Friday, May 15, 2015

Half-truths, social media and a bit of humility

Source: The Outsiders - Vulture Magazine Dec. 2014 | Photo by: Damien Kim | Model: Daisuke Ueda

"Is there still room for the genuine and hype-free in a virtual world where everyone can edit their posts to make their lives look 'better' to others?" This question and a barrage of similar ones have continued to bombard my mind in the past few days. They were largely brought about by various posts I see on social media. Posts that were far from informative, and did not certainly feel like genuine sharing either. They were rather close to being boastful or showing off.

For instance, one person I know would post about finally going to the next year level in his law school. It received a lot of likes and congratulatory messages. What an achievement right? In a parallel universe, I would have commented, "Well, did you actually finish all the courses to actually say that you're done with the year?" From what I know, he has avoided subjects because of a 'terror' professors. Having said that, it's easy to conclude that person has not actually finished first year - because not all courses have been completed. Is such a post harmful for anyone who sees the post? A questionable no. But is it harmful for the person's integrity? An unquestionable yes.

So, do we really need to post every little achievement we have online? To me it's both a yes and no.
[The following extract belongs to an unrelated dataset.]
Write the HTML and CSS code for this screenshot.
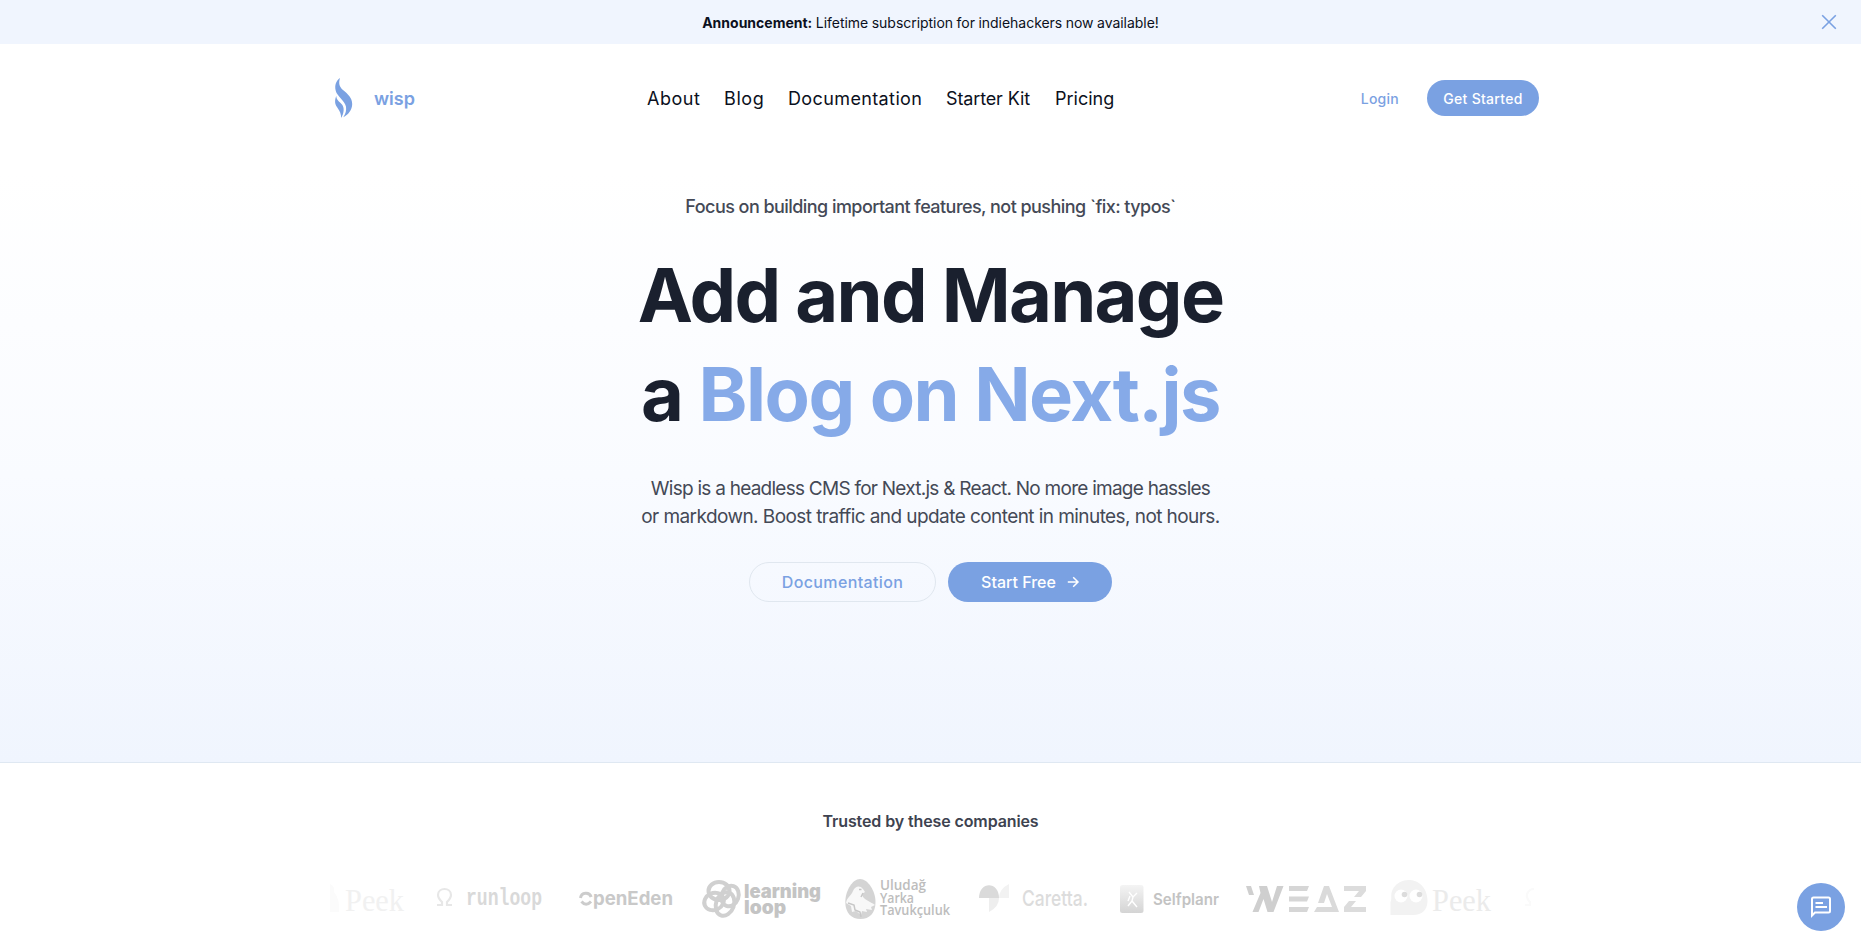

It's a yes if it's true. We'd all be genuinely happy for you. And it's always great to know when someone has been doing well. But it's a no if you're posting half-truths for the sake of hyping yourself, to get attention, and all that stuff. It's just simply wrong to fool people.

I remember that the other side of the spectrum also exists where you have those who don't like to post what's up with them on their social media pages, yet are totally slaying in all the things that matter in real life: they have high grades, they're in awesome jobs, they have great relationships, they've got awesome friends and family - all outside the coverage of the internet. I admire these people. A whole lot to be honest.

A friend I knew in the past few years has had so much success in his career at the age of 25, has had traveled countries people of my age would dream of, and is probably earning more than anyone's parents as we speak. Yet he never boasts about it on social media. You would never see a post of him going to Africa, America, Europe, or wherever. He's totally mum about it on the internet. It's always other people who have praised him (including me), but I have never seen him placed himself on a pedestal, or have felt that he acted as if he was better than me. When I see him in person he shares to me all these amazing stories so passionately and humbly that I find myself admiring how someone so successful can be so humble and grounded? It's amazing. 

Social media has really changed the way we see people. Or rather how people want to be seen. I guess 'likes' and admiration in the world wide web is easier to achieve that real life success. That's why I can't blame other people if they choose to broadcast their achievements. At the same time, I also admire those who have the confidence to tell the world these achievements in a way that is truthful, as well as those who simply choose to be humble and just mind their own business. Don't get me wrong: I don't hate social media at all. I think it's amazing for a lot of reasons. But I just feel that we don't need to hype ourselves especially in the material we put out is not really true. Because a truth whose major part was tweaked is not really a truth, but a lie.